▸ Work to do
Find the lines with "React" in them and copy them out.

▸ Supplied information
>>>

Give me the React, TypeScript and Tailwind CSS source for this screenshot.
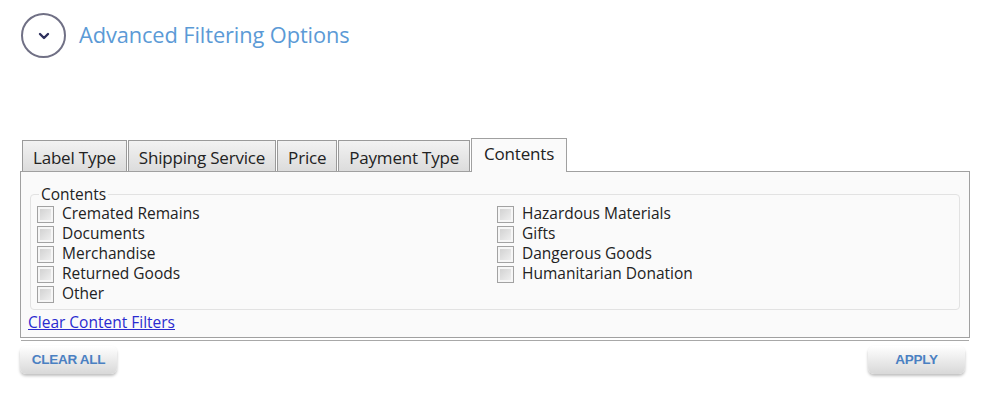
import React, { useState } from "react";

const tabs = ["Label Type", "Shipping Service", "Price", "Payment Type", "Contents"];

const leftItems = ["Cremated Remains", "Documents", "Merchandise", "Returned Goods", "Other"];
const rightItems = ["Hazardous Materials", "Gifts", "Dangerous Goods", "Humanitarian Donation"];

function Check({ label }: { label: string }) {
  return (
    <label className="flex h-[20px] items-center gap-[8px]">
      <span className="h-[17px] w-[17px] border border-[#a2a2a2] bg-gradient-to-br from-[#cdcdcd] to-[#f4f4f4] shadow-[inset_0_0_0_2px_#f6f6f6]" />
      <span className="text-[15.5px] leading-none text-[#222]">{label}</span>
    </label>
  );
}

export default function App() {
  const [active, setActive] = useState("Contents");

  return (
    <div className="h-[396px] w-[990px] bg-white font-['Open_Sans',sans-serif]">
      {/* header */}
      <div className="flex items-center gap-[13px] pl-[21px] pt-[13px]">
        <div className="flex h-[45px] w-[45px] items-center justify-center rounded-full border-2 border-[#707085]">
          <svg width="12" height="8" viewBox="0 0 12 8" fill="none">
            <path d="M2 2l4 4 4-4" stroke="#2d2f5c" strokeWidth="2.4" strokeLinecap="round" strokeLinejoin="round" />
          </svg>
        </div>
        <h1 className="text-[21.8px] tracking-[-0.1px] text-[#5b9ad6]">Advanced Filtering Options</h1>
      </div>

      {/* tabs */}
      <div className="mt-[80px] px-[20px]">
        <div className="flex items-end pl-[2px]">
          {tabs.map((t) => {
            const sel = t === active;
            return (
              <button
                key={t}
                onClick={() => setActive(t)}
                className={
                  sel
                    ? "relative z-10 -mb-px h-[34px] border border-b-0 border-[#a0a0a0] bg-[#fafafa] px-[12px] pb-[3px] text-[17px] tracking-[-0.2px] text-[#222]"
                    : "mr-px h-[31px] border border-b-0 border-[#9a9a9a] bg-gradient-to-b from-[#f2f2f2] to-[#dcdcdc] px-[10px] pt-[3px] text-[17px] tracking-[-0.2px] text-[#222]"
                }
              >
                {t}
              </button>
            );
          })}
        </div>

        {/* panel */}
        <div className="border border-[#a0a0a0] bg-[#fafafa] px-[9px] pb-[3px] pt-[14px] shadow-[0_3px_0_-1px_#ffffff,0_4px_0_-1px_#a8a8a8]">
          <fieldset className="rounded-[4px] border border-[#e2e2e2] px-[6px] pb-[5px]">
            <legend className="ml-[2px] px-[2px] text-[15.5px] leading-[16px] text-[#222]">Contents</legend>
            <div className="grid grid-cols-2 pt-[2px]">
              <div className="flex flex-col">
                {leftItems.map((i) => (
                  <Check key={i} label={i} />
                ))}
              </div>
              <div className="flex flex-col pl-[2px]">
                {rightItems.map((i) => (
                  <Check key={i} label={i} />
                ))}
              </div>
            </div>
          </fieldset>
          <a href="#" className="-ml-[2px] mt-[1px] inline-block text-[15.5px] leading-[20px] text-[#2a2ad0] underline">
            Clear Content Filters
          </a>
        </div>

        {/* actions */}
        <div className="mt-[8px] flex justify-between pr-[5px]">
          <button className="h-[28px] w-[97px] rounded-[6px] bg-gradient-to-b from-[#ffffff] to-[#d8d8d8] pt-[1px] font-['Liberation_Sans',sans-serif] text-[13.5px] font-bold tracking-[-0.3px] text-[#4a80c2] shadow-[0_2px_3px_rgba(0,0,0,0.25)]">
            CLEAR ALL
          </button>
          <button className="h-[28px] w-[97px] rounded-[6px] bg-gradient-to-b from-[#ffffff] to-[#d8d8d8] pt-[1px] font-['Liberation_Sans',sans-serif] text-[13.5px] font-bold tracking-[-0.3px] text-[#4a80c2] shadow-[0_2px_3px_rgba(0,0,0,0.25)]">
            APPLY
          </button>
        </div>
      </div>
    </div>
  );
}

<<<

▸ Reply to the exercise
Give me the React, TypeScript and Tailwind CSS source for this screenshot.
import React, { useState } from "react";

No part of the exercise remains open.